O encontro fora planejado para apresentar um Bolsonaro mais moderado à parte do empresariado paulista. Mas ele foi o de sempre. “Tem de olhar o lado bom do país. Os investidores estão acreditando no Brasil. Basta olhar, hoje, o leilão dos aeroportos. Não existe terra melhor do que essa!”, disse o presidente.
Que em seguida disparou: “Podem me dar porrada à vontade. […] Imagina se o [Fernando] Haddad tivesse ganhado a eleição?”. E ele mesmo respondeu: “O Brasil teria afundado. Se os atuais presidenciáveis tivessem no meu lugar, tinha virado o caos social”. A agressiva retórica entusiasmou os convidados.

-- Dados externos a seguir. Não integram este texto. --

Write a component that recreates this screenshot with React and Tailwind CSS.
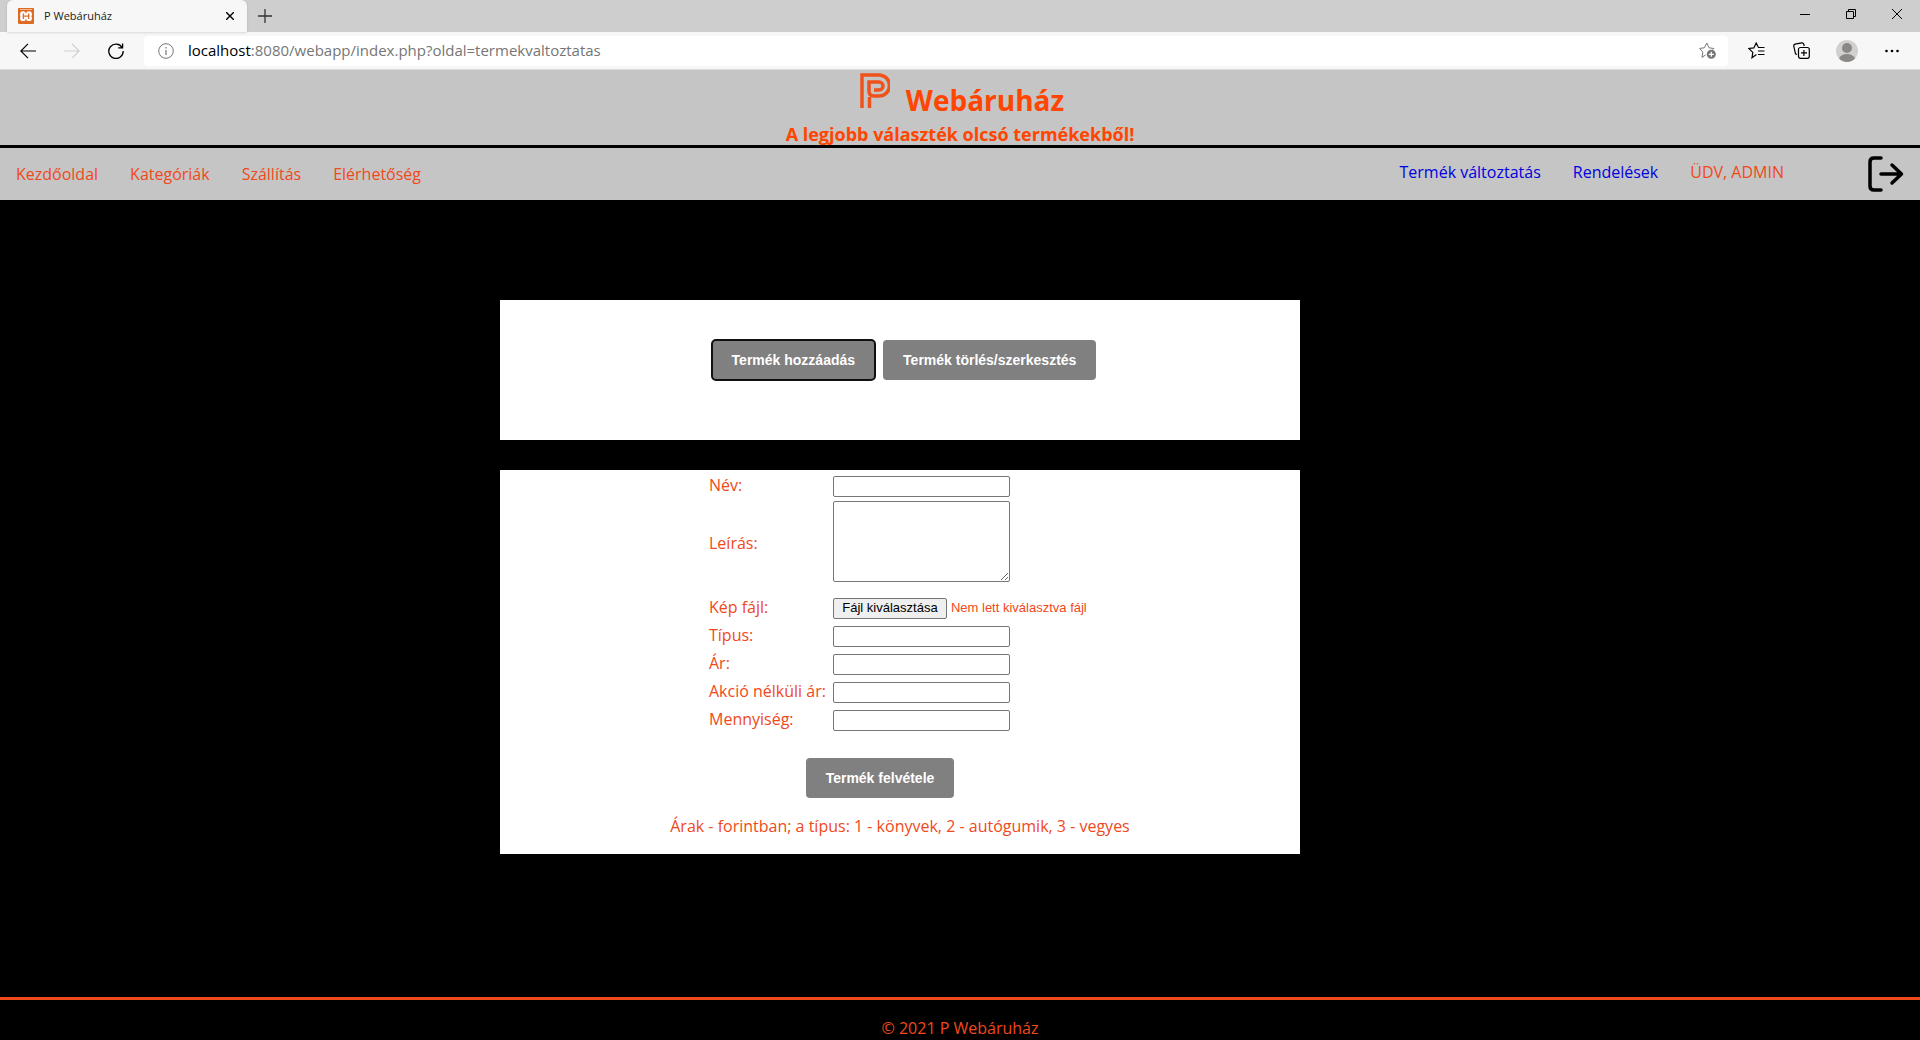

Eles se sentiram então mais à vontade para, a salvo dos jornalistas, impedidos de testemunhar a cena, criticarem as medidas mais duras de isolamento do governador João Doria (PSDB). Muitos aproveitaram para falar mal dos governos do PT e disseram ver Lula como seu inimigo número um.
“Estamos com o senhor. O Brasil não volta para ladrão e vagabundo”, gritou um empresário, para quem falta compreensão de certa parcela do público para entender o quanto Bolsonaro é autêntico. Flávio Rocha, um dos apoiadores de Bolsonaro, pediu a aprovação das reformas econômicas ainda este ano, e prometeu:
– Vamos te dar apoio.
Falou-se de vacinação, por suposto, mas nada que pudesse constranger o presidente, outra vez aplaudido ao afirmar que o Brasil é um dos poucos países do mundo que produzem imunizantes. Não disse que sem os insumos fornecidos por outros países, o Brasil seria incapaz de produzir as vacinas que usa.
“Foi uma conversa boa, eu gostei, me deu tranquilidade”, definiu Rubens Menin, controlador de MRV, Banco Inter e da rede de televisão CNN. Questionamentos sobre o viés ideológico de Bolsonaro ficaram de fora da pauta do jantar. “Foi uma conversa de alinhamento, não de confusão”, segundo Menin.